The Little Compton Town Council on Thursday will revisit its Dec. 7 decision to eliminate provisions in the zoning ordinance that reference Accessory Dwelling Units (ADUs), also known as in-law …
The Little Compton Town Council on Thursday will revisit its Dec. 7 decision to eliminate provisions in the zoning ordinance that reference Accessory Dwelling Units (ADUs), also known as in-law apartments.
While the council’s recent vote had no impact on those ADUs that already exist in town, or on those currently in some phase of construction, it did close the door on anyone who has been considering creating such a dwelling on their property at some point down the road.
Council president Bob Mushen confirmed that on Thursday, the council will review and perhaps modify their earlier vote, which has been criticized by some in town as an ill-conceived measure that will further reduce affordable housing options for Little Compton residents.
ADUs are living spaces that are sometimes referred to as in-law apartments. Typically, they are part of a primary dwelling or are located in a separate structure, such as above a detached garage. Up until this month, new units were allowed on Little Compton properties of three acres or more.

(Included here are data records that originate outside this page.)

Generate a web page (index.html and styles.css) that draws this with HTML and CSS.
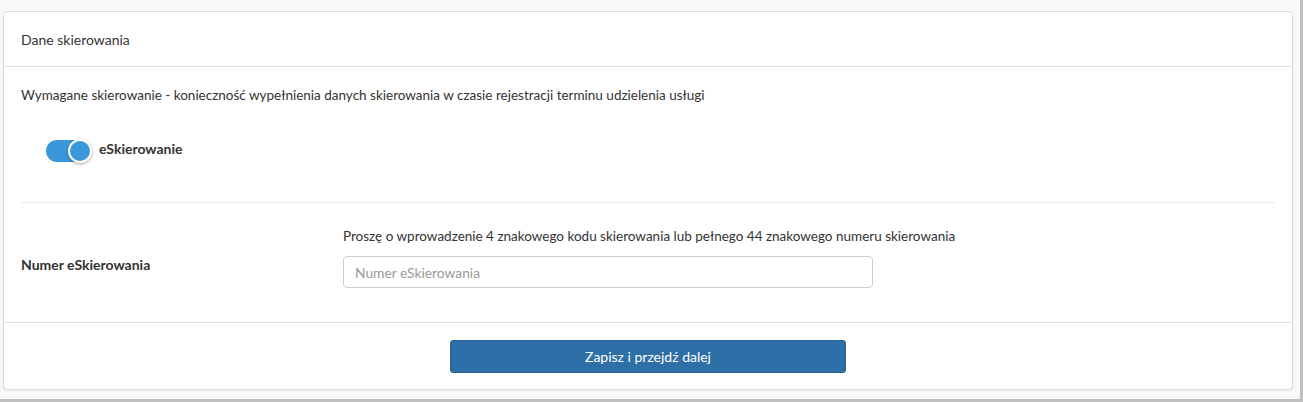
FILE: index.html
```html
<!DOCTYPE html>
<html lang="pl">
<head>
<meta charset="utf-8">
<title>Dane skierowania</title>
<link rel="stylesheet" href="styles.css">
</head>
<body>
<div class="frame">
  <div class="card">
    <div class="card-header">Dane skierowania</div>
    <div class="card-body">
      <p class="info">Wymagane skierowanie - konieczność wypełnienia danych skierowania w czasie rejestracji terminu udzielenia usługi</p>
      <div class="toggle-row">
        <span class="toggle"><span class="knob"></span></span>
        <span class="toggle-label">eSkierowanie</span>
      </div>
      <div class="field-row">
        <div class="field-label">Numer eSkierowania</div>
        <div class="field-main">
          <div class="help">Proszę o wprowadzenie 4 znakowego kodu skierowania lub pełnego 44 znakowego numeru skierowania</div>
          <input class="input" type="text" placeholder="Numer eSkierowania">
        </div>
      </div>
    </div>
    <div class="card-footer">
      <button class="btn" type="button">Zapisz i przejdź dalej</button>
    </div>
  </div>
</div>
</body>
</html>
```

FILE: styles.css
```css
html, body {
  margin: 0;
  padding: 0;
}
body {
  background: #f8f8f8;
  font-family: Lato, "Open Sans", Arial, sans-serif;
  font-size: 13.5px;
  color: #333;
  overflow: hidden;
}
.frame {
  width: 1303px;
  height: 402px;
  border-right: 3px solid #c0c0c0;
  border-bottom: 3px solid #c0c0c0;
  padding: 11px 0 0 3px;
  box-sizing: border-box;
}
.card {
  width: 1290px;
  box-sizing: border-box;
  background: #fff;
  border: 1px solid #dcdcdc;
  border-radius: 4px;
  box-shadow: 0 1px 2px rgba(0,0,0,0.06);
}
.card-header {
  height: 55px;
  box-sizing: border-box;
  padding: 0 17px;
  display: flex;
  align-items: center;
  border-bottom: 1px solid #dedede;
  font-size: 14px;
}
.card-body {
  padding: 19px 17px 0;
}
.info {
  margin: 0;
  line-height: 18px;
}
.toggle-row {
  display: flex;
  align-items: flex-start;
  height: 99px;
  box-sizing: border-box;
  padding: 36px 0 0 25px;
  border-bottom: 1px solid #ececec;
}
.toggle {
  position: relative;
  width: 45px;
  height: 22px;
  border-radius: 11px;
  background: #3a97d9;
  flex: none;
}
.knob {
  position: absolute;
  right: -1px;
  top: -1px;
  width: 20px;
  height: 20px;
  border-radius: 50%;
  background: #3a97d9;
  border: 2px solid #fff;
  box-shadow: 0 1px 3px rgba(0,0,0,0.35);
}
.toggle-label {
  font-weight: 700;
  font-size: 14px;
  margin-left: 8px;
  line-height: 18px;
}
.field-row {
  display: grid;
  grid-template-columns: 322px 1fr;
  align-items: center;
  height: 119px;
  padding-bottom: 11px;
  box-sizing: border-box;
}
.field-label {
  font-weight: 700;
  font-size: 14px;
  padding-top: 15px;
}
.field-main {
  display: flex;
  flex-direction: column;
  align-items: flex-start;
  padding-top: 1px;
}
.help {
  line-height: 18px;
  margin-bottom: 11px;
}
.input {
  width: 530px;
  height: 32px;
  box-sizing: border-box;
  border: 1px solid #ccc;
  border-radius: 4px;
  padding: 0 11px;
  font-family: inherit;
  font-size: 13.8px;
  color: #333;
}
.input::placeholder {
  color: #999;
}
.card-footer {
  border-top: 1px solid #dedede;
  display: flex;
  justify-content: center;
  padding: 17px 0 16px;
}
.btn {
  width: 396px;
  height: 33px;
  background: #2f6fa7;
  color: #fff;
  border: 1px solid #2a6496;
  border-radius: 3px;
  font-family: inherit;
  font-size: 14px;
}
```
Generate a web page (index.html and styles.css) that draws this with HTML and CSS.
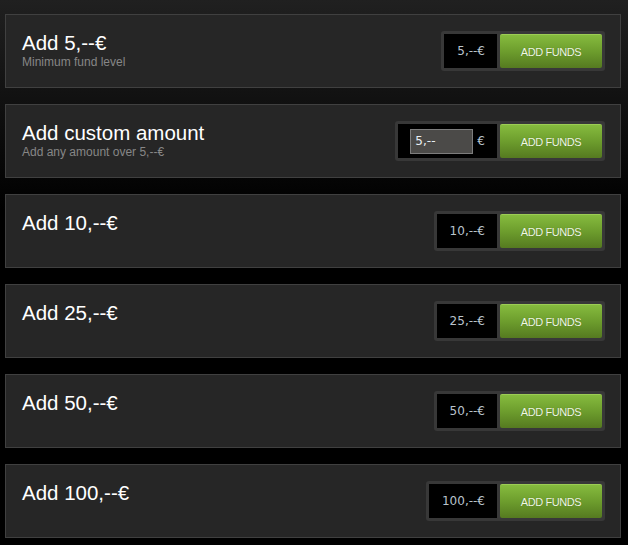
FILE: index.html
```html
<!DOCTYPE html>
<html lang="en">
<head>
<meta charset="utf-8">
<title>Add funds</title>
<link rel="stylesheet" href="styles.css">
</head>
<body>
<div class="page">
  <div class="row">
    <div class="info">
      <div class="title">Add 5,--€</div>
      <div class="sub">Minimum fund level</div>
    </div>
    <div class="buy">
      <div class="price">5,--€</div>
      <a class="btn" href="#">ADD FUNDS</a>
    </div>
  </div>
  <div class="row">
    <div class="info">
      <div class="title">Add custom amount</div>
      <div class="sub">Add any amount over 5,--€</div>
    </div>
    <div class="buy">
      <div class="price custom">
        <input class="amount" type="text" value="5,--">
        <span class="cur">€</span>
      </div>
      <a class="btn" href="#">ADD FUNDS</a>
    </div>
  </div>
  <div class="row">
    <div class="info">
      <div class="title">Add 10,--€</div>
    </div>
    <div class="buy">
      <div class="price">10,--€</div>
      <a class="btn" href="#">ADD FUNDS</a>
    </div>
  </div>
  <div class="row">
    <div class="info">
      <div class="title">Add 25,--€</div>
    </div>
    <div class="buy">
      <div class="price">25,--€</div>
      <a class="btn" href="#">ADD FUNDS</a>
    </div>
  </div>
  <div class="row">
    <div class="info">
      <div class="title">Add 50,--€</div>
    </div>
    <div class="buy">
      <div class="price">50,--€</div>
      <a class="btn" href="#">ADD FUNDS</a>
    </div>
  </div>
  <div class="row">
    <div class="info">
      <div class="title">Add 100,--€</div>
    </div>
    <div class="buy">
      <div class="price">100,--€</div>
      <a class="btn" href="#">ADD FUNDS</a>
    </div>
  </div>
</div>
</body>
</html>
```
FILE: styles.css
```css
html, body {
  margin: 0;
  padding: 0;
}
body {
  background: #000 linear-gradient(to bottom, #202020 0, #000 210px) no-repeat;
  min-height: 545px;
  font-family: "Liberation Sans", Arial, sans-serif;
}
.page {
  display: flex;
  flex-direction: column;
  gap: 16px;
  padding: 14px 7px 8px 5px;
}
.row {
  height: 72px;
  border: 1px solid #404040;
  background: #262626;
  display: flex;
  align-items: center;
  justify-content: space-between;
  padding: 0 15px 0 16px;
}
.info {
  align-self: flex-start;
  padding-top: 16px;
}
.title {
  color: #fff;
  font-size: 20.5px;
  line-height: 24px;
}
.sub {
  color: #878787;
  font-size: 12px;
  line-height: 14px;
}
.buy {
  display: flex;
  gap: 3px;
  padding: 3px;
  background: #383838;
  border-radius: 3px;
}
.price {
  height: 34px;
  box-sizing: border-box;
  padding: 0 12px 0 13px;
  background: #000;
  display: flex;
  align-items: center;
  color: #b9c3cc;
  font-family: "DejaVu Sans", Verdana, sans-serif;
  font-size: 12px;
}
.price.custom {
  padding: 0 12px;
  gap: 4px;
}
.amount {
  width: 63px;
  height: 25px;
  box-sizing: border-box;
  margin: 0;
  padding: 0 4px;
  border: 1px solid #7d7d7d;
  background: #4b4a48;
  color: #e8eef4;
  font-family: "DejaVu Sans", Verdana, sans-serif;
  font-size: 12px;
  outline: none;
}
.cur {
  color: #b9c3cc;
}
.btn {
  width: 102px;
  height: 34px;
  box-sizing: border-box;
  display: flex;
  align-items: center;
  justify-content: center;
  border-top: 1px solid #9ccd55;
  border-radius: 2px;
  background: linear-gradient(to bottom, #86bb3e 0, #6d9d2d 50%, #557a20 100%);
  color: #f0f8e4;
  font-size: 11px;
  letter-spacing: -0.4px;
  text-decoration: none;
  text-shadow: 0 0 1px rgba(0, 0, 0, 0.35);
}
```
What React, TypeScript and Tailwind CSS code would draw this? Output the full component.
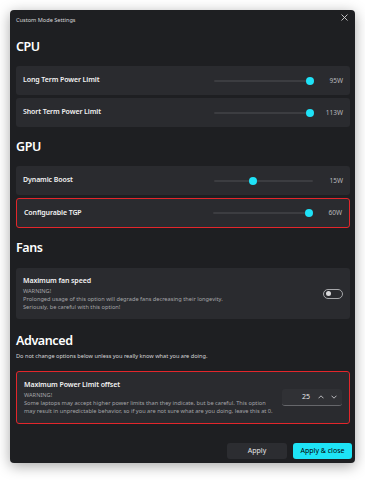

Therein lies one of the problems, Mushen said. A couple of residents approached him after the Dec. 7 meeting saying they had been preparing for years to build an ADU as they aged, with the intention of offering their main house to their children.
“We just created a rule that says you can’t do that in town…[and] we might want to temper what we said,” Mushen said.
The vote earlier this month was motivated by several factors, including the potential impact of new state laws that take effect on Tuesday, Jan. 1. However, the council’s understanding of those laws has shifted somewhat since the original vote, Mushen said.
“We may have reacted to something that wasn’t even on the table.
Other factors influencing the earlier decision included input from the planning board, concerns regarding the impact of increased density on water and sewer capacity in town, and worries about the possibility of an influx of new short-term rentals.
The Dec. 7 vote was 4-1, with the dissenting vote cast by councilor Gary Mataronas. Prior to the vote, he spoke passionately of the need for councilors to consider the benefits of ADUs for Little Compton’s senior citizens who can no longer afford to live in town and younger people who grew up in town but have to leave due to a lack of suitable, affordable housing.
This week, Mataronas said he plans to continue to work for those groups.
“I try as hard as I can on the council — I’ve been on it for 26 years — to stick up for the people that grew up in this town and need to be able to afford to live here. It really is a struggle sometimes.”